Since the adoption of 98 FEO 13, several Rules underlying the opinion have been revised:
• Rule 1.0 has been amended to include a definition of “writing” or “written” that now encompasses email, text messages, and any other form of electronic communication.
• Rule 3.5 has been amended to simply state that ex parte communications with a judicial official are prohibited, unless authorized by law or court order. The revision also clearly defines an ex parte communication as “a communication on behalf of a party to a matter pending before a tribunal that occurs  in the absence of an opposing party,  without notice to that party, and  outside the record.” Rule 3.5(d).
• Comment  to Rule 8.4(d) has been amended to clarify the type of conduct that is “prejudicial to the administration of justice.”
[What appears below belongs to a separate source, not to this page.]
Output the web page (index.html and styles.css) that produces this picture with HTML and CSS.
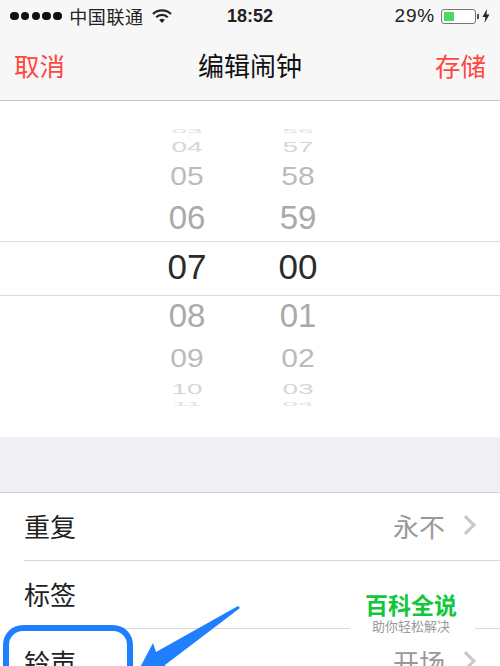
FILE: index.html
```html
<!DOCTYPE html>
<html lang="zh-CN">
<head>
    <meta charset="UTF-8">
    <title>编辑闹钟</title>
    <link rel="stylesheet" href="styles.css">
</head>
<body>
    <div class="top-bar">
        <div class="status-bar">
            <div class="status-left">
                <span class="signal"><i></i><i></i><i></i><i></i><i></i></span>
                <span class="carrier">中国联通</span>
                <svg class="wifi" width="20" height="16" viewBox="0 0 20 16">
                    <path d="M1 6 A13 13 0 0 1 19 6" fill="none" stroke="#222" stroke-width="2.2"/>
                    <path d="M4.2 9.2 A8.5 8.5 0 0 1 15.8 9.2" fill="none" stroke="#222" stroke-width="2.2"/>
                    <path d="M7.2 12 A4 4 0 0 1 12.8 12 L10 15 Z" fill="#222"/>
                </svg>
            </div>
            <div class="clock">18:52</div>
            <div class="status-right">
                <span class="percent">29%</span>
                <span class="battery"><span class="battery-level"></span></span>
                <span class="battery-nub"></span>
                <svg class="bolt" width="8" height="14" viewBox="0 0 8 14">
                    <path d="M5 0 L0.5 8 H3.5 L2.5 14 L7.5 5.5 H4.5 Z" fill="#222"/>
                </svg>
            </div>
        </div>
        <div class="nav-bar">
            <span class="nav-action">取消</span>
            <span class="nav-title">编辑闹钟</span>
            <span class="nav-action">存储</span>
        </div>
    </div>

    <div class="picker">
        <div class="wheel">
            <div class="item sliver top"><span>03</span></div>
            <div class="item far top">04</div>
            <div class="item near2 top">05</div>
            <div class="item near">06</div>
            <div class="item current">07</div>
            <div class="item near">08</div>
            <div class="item near2">09</div>
            <div class="item far">10</div>
            <div class="item sliver"><span>11</span></div>
        </div>
        <div class="wheel">
            <div class="item sliver top"><span>56</span></div>
            <div class="item far top">57</div>
            <div class="item near2 top">58</div>
            <div class="item near">59</div>
            <div class="item current">00</div>
            <div class="item near">01</div>
            <div class="item near2">02</div>
            <div class="item far">03</div>
            <div class="item sliver"><span>04</span></div>
        </div>
    </div>

    <div class="spacer"></div>

    <div class="list">
        <div class="row">
            <span>重复</span>
            <span class="row-value">永不<i class="chevron"></i></span>
        </div>
        <div class="row">
            <span>标签</span>
        </div>
        <div class="row">
            <span>铃声</span>
            <span class="row-value">开场<i class="chevron"></i></span>
        </div>
    </div>

    <!-- annotation on top of the screenshot -->
    <div class="mark-box"></div>
    <svg class="mark-arrow" width="115" height="66" viewBox="0 0 115 66">
        <path d="M6 75 L23 43 L26 52 L108 6 L110 8 L35 65 L42 78 Z" fill="#1f7fff"/>
    </svg>

    <div class="watermark">
        <div class="watermark-title">百科全说</div>
        <div class="watermark-sub">助你轻松解决</div>
    </div>
</body>
</html>
```

FILE: styles.css
```css
html, body {
    margin: 0;
    height: 666px;
    overflow: hidden;
}
body {
    position: relative;
    background-color: #fff;
    color: #111;
    font-family: "Liberation Sans", "Noto Sans CJK SC", sans-serif;
}

.top-bar {
    height: 100px;
    background-color: #f7f7f7;
    border-bottom: 1px solid #c8c8c8;
}
.status-bar {
    display: grid;
    grid-template-columns: 1fr auto 1fr;
    align-items: center;
    height: 32px;
    padding: 0 10px;
    font-size: 18px;
    color: #222;
}
.status-left {
    display: flex;
    align-items: center;
}
.signal {
    display: flex;
    gap: 2.3px;
}
.signal i {
    width: 8.5px;
    height: 8.5px;
    border-radius: 50%;
    background-color: #111;
}
.carrier {
    margin-left: 7.5px;
    font-size: 18px;
    letter-spacing: 0.6px;
}
.wifi {
    margin-left: 8px;
}
.clock {
    font-weight: bold;
    font-size: 18px;
}
.status-right {
    display: flex;
    align-items: center;
    justify-content: flex-end;
}
.percent {
    font-size: 19px;
    letter-spacing: 0.8px;
}
.battery {
    box-sizing: border-box;
    width: 35px;
    height: 15px;
    margin-left: 6px;
    padding: 2px;
    border: 1px solid #777;
    border-radius: 3px;
    background-color: #fff;
}
.battery-level {
    display: block;
    width: 10px;
    height: 100%;
    background-color: #4cd964;
}
.battery-nub {
    width: 2px;
    height: 5px;
    margin-left: 1px;
    background-color: #555;
}
.bolt {
    margin-left: 3px;
}

.nav-bar {
    display: flex;
    justify-content: space-between;
    align-items: center;
    box-sizing: border-box;
    height: 68px;
    padding: 0 14px 3px;
}
.nav-action {
    font-size: 25.5px;
    color: #ff4640;
}
.nav-title {
    font-size: 26px;
    color: #111;
}

/* selection lines go right across the picker */
.picker {
    box-sizing: border-box;
    display: flex;
    justify-content: center;
    gap: 55px;
    height: 336px;
    padding: 26px 15px 0 0;
    background-image: linear-gradient(#dcdcdc, #dcdcdc), linear-gradient(#dcdcdc, #dcdcdc);
    background-size: 100% 1px;
    background-repeat: no-repeat;
    background-position: 0 140px, 0 194px;
}
.wheel {
    width: 56px;
    text-align: center;
}
.sliver {
    height: 10px;
    line-height: 10px;
    font-size: 28px;
    color: #e2e2e2;
}
.sliver.top {
    height: 9px;
    line-height: 9px;
}
.sliver span {
    display: block;
    transform: scaleY(0.16);
}
.far {
    height: 22px;
    line-height: 22px;
    font-size: 28px;
    color: #d6d6d6;
    transform: scaleY(0.55);
}
.far.top {
    height: 21px;
    line-height: 21px;
}
.near2 {
    height: 40px;
    line-height: 40px;
    font-size: 30px;
    color: #bbb;
    transform: scaleY(0.85);
}
.near2.top {
    height: 39px;
    line-height: 39px;
}
.near {
    height: 44px;
    line-height: 44px;
    font-size: 33px;
    color: #aaa;
}
.current {
    height: 54px;
    line-height: 54px;
    font-size: 35px;
    color: #2b2b2b;
}

.spacer {
    height: 55px;
    background-color: #efeff4;
}

.list {
    border-top: 1px solid #d2d2d6;
    background-color: #fff;
}
.row {
    display: flex;
    justify-content: space-between;
    align-items: center;
    box-sizing: border-box;
    height: 68px;
    margin-left: 24px;
    padding: 0 24px 3px 0;
    border-bottom: 1px solid #d8d8dc;
    font-size: 26px;
    color: #222;
}
.row-value {
    display: flex;
    align-items: center;
    color: #999;
}
.chevron {
    box-sizing: border-box;
    width: 14px;
    height: 14px;
    margin-left: 14px;
    margin-right: 3px;
    border-top: 3px solid #c7c7cc;
    border-right: 3px solid #c7c7cc;
    transform: rotate(45deg);
}

.mark-box {
    position: absolute;
    left: 3px;
    top: 625px;
    box-sizing: border-box;
    width: 130px;
    height: 41px;
    border: 6px solid #1f7fff;
    border-bottom: 0;
    border-radius: 20px 20px 0 0;
}
.mark-arrow {
    position: absolute;
    left: 130px;
    top: 600px;
}

.watermark {
    position: absolute;
    left: 350px;
    top: 590px;
    width: 125px;
    height: 50px;
    padding-top: 3px;
    background-color: #fff;
    text-align: center;
}
.watermark-title {
    width: 122px;
    font-size: 23px;
    line-height: 26px;
    font-weight: bold;
    color: #0fc83c;
}
.watermark-sub {
    width: 122px;
    font-size: 13px;
    line-height: 16px;
    color: #999;
}
```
Under these revised rules, ex parte communications continue to be generally prohibited, regardless of their form. In addition to the revised Rules, many such communications are also subject to restrictions established by law or court rule, including rules of evidence and rules of procedure. Pursuant to N.C. Gen. Stat. § 84-36, the Rules of Professional Conduct are not meant to disable or abridge “the inherent powers of the court to deal with its attorneys,” which include the manner in which attorneys communicate with the court. Therefore, regardless of form, and except as prohibited by law or court rule, including rules of evidence and rules of procedure, communications that do not fall within the definition of “ex parte communications” are within the discretion and preference of the tribunal and the presiding judicial official.
To the extent this opinion conflicts with 98 FEO 13, it is overruled.